The cave paintings on Lascaux are the expressions of the deepening gap between, on one hand, a life in perfect harmony with the necessity of history and nature (and thus with no history as such), and on the other hand, a life in which our ancestors are marked by historical record.

"One citizen avoided another, hardly any neighbour troubled about others, relatives never or hardly ever visited each other. Moreover, such terror was struck into the hearts of men and women by this calamity, that brother abandoned brother, and the uncle his nephew, and the sister her brother, and very often the wife her husband. What is even worse and nearly incredible is that fathers and mothers refused to see and tend their children, as if they had not been theirs."
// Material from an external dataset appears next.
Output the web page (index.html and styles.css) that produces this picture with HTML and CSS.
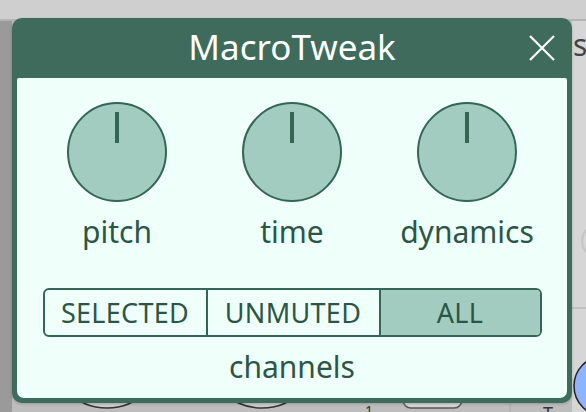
FILE: index.html
```html
<!DOCTYPE html>
<html>
<head>
    <meta charset="UTF-8">
    <meta name="viewport" content="width=device-width, initial-scale=1.0">
    <title>MacroTweak</title>
    <link rel="stylesheet" href="styles.css">
</head>
<body>
<div class="app">
    <svg class="backdrop" width="586" height="412" viewBox="0 0 586 412">
        <rect x="0" y="0" width="586" height="412" fill="#bdbdbd"/>
        <rect x="0" y="0" width="586" height="19" fill="#cfcfcf"/>
        <rect x="0" y="19" width="586" height="2" fill="#b4b4b4"/>
        <rect x="0" y="21" width="12" height="391" fill="#9a9a9a"/>
        <rect x="572" y="21" width="14" height="391" fill="#d6d6d6"/>
        <line x1="572" y1="308" x2="586" y2="308" stroke="#c2c2c2" stroke-width="2"/>
        <text x="573" y="56" font-family="Noto Sans, sans-serif" font-size="30" fill="#444">se</text>
        <circle cx="598" cy="241" r="16" fill="none" stroke="#c4c4c4" stroke-width="2"/>
        <circle cx="107" cy="352" r="56" fill="#cdcdcd" stroke="#333" stroke-width="1.5"/>
        <circle cx="107" cy="352" r="48" fill="#d8d8d8" stroke="#555" stroke-width="1"/>
        <circle cx="262" cy="352" r="56" fill="#cdcdcd" stroke="#333" stroke-width="1.5"/>
        <circle cx="262" cy="352" r="48" fill="#d8d8d8" stroke="#555" stroke-width="1"/>
        <text x="365" y="416" font-family="Noto Sans, sans-serif" font-size="14" fill="#333">1</text>
        <rect x="403" y="378" width="59" height="30" rx="8" fill="#d6d6d6" stroke="#555" stroke-width="1.5"/>
        <line x1="510" y1="402" x2="510" y2="412" stroke="#aaa" stroke-width="1"/>
        <text x="543" y="420" font-family="Noto Sans, sans-serif" font-size="18" fill="#333">T</text>
        <circle cx="604" cy="386" r="30" fill="#8fb4ff" stroke="#222" stroke-width="1.5"/>
    </svg>

    <div class="dialog">
        <div class="dialog-header">
            <span></span>
            <span class="dialog-title">MacroTweak</span>
            <button class="close-btn" type="button">
                <svg width="26" height="26" viewBox="0 0 26 26">
                    <path d="M1 1 L25 25 M25 1 L1 25" stroke="#fff" stroke-width="2.2" fill="none"/>
                </svg>
            </button>
        </div>
        <div class="dialog-body">
            <div class="knobs">
                <div class="knob-cell">
                    <div class="knob"><span class="knob-mark"></span></div>
                    <div class="knob-label">pitch</div>
                </div>
                <div class="knob-cell">
                    <div class="knob"><span class="knob-mark"></span></div>
                    <div class="knob-label">time</div>
                </div>
                <div class="knob-cell">
                    <div class="knob"><span class="knob-mark"></span></div>
                    <div class="knob-label">dynamics</div>
                </div>
            </div>
            <div class="segmented">
                <div class="segment">SELECTED</div>
                <div class="segment">UNMUTED</div>
                <div class="segment active">ALL</div>
            </div>
            <div class="seg-caption">channels</div>
        </div>
    </div>
</div>
</body>
</html>
```

FILE: styles.css
```css
body {
    margin: 0;
    font-family: "Noto Sans", "Open Sans", sans-serif;
    background-color: #bdbdbd;
}
.app {
    position: relative;
    width: 586px;
    height: 412px;
    overflow: hidden;
}
.backdrop {
    display: block;
}
.dialog {
    position: absolute;
    top: 18px;
    left: 12px;
    width: 560px;
    background-color: #3e6b5c;
    border-radius: 10px;
    box-shadow: 0 1px 3px rgba(0, 0, 0, 0.2);
}
.dialog-header {
    height: 60px;
    display: grid;
    grid-template-columns: 1fr auto 1fr;
    align-items: center;
}
.dialog-title {
    color: #fff;
    font-size: 35px;
    padding-bottom: 3px;
}
.close-btn {
    justify-self: end;
    margin-right: 17px;
    padding: 0;
    border: none;
    background: none;
    width: 26px;
    height: 26px;
    cursor: pointer;
}
.close-btn svg {
    display: block;
}
.dialog-body {
    margin: 0 5px 5px;
    background-color: #effffa;
    border-radius: 2px 2px 7px 7px;
    padding: 24px 0 11px;
    color: #2b5647;
}
.knobs {
    display: grid;
    grid-template-columns: repeat(3, 175px);
    justify-content: center;
}
.knob-cell {
    display: flex;
    flex-direction: column;
    align-items: center;
}
.knob {
    width: 100px;
    height: 100px;
    box-sizing: border-box;
    border: 2px solid #336653;
    border-radius: 50%;
    background-color: #a2ccbf;
    display: flex;
    justify-content: center;
    padding-top: 8px;
}
.knob-mark {
    display: block;
    width: 4px;
    height: 31px;
    background-color: #336653;
}
.knob-label {
    margin-top: 9px;
    font-size: 30px;
    line-height: 41px;
}
.segmented {
    margin: 36px auto 0;
    width: 499px;
    height: 49px;
    box-sizing: border-box;
    border: 2px solid #336653;
    border-radius: 6px;
    overflow: hidden;
    display: grid;
    grid-template-columns: 161px 173px 1fr;
}
.segment {
    display: flex;
    align-items: center;
    justify-content: center;
    font-size: 27px;
    letter-spacing: 0.3px;
}
.segment + .segment {
    border-left: 2px solid #336653;
}
.segment.active {
    background-color: #a2ccbf;
}
.seg-caption {
    margin-top: 9px;
    text-align: center;
    font-size: 30px;
    line-height: 41px;
}
```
-- Boccaccio on the Plague.

4 comments:

Anonymous said...

I have never read a description of art/aesthetics that is more beautiful than what you have written here. If Proust and Rumi could come back, they would thank you too! I really needed to hear that beauty is our right . . .

The dark shadows that you are addressing? These are for all of us to live. I can only say that from what I have experienced, I believe that at the end of suffering is something like a flower. It is a belief. Yet, this beautiful idea does not do the heavy lifting of social responsibility, i.e. it does not take the place of volunteering and helping the people around me directly.

This is a very complicated subject, by its nature infused with guilt. Maybe there are no real answers . . . I just appreciate an honest discussion on the topic.

Thanks!

Alex said...

I think you're just freighting way too much on the back of art. Of course, I would naturally say that - too much time spent reading Plato leads to a natural inclination against the poets. Nevertheless, I tend to get antsy when people mash together praise of immoderation and too much worship of art together. Makes me worry that we're going to get another outbreak of the Stefan George circle or something.

ZC said...

Jen, you certainly know how to swell a person's ego. I'm glad you got something from the post! I think the human experience of beauty stems from the understanding, on some level, of a necessity or even a communion with the world which we no longer feel, of which we have necessarily been robbed by becoming sentient, rational beings. The aesthetic dimension, expressed some times in terms of what we'd designate as art, is one way of marking that chasm in our experience. That is what I'm thinking of late.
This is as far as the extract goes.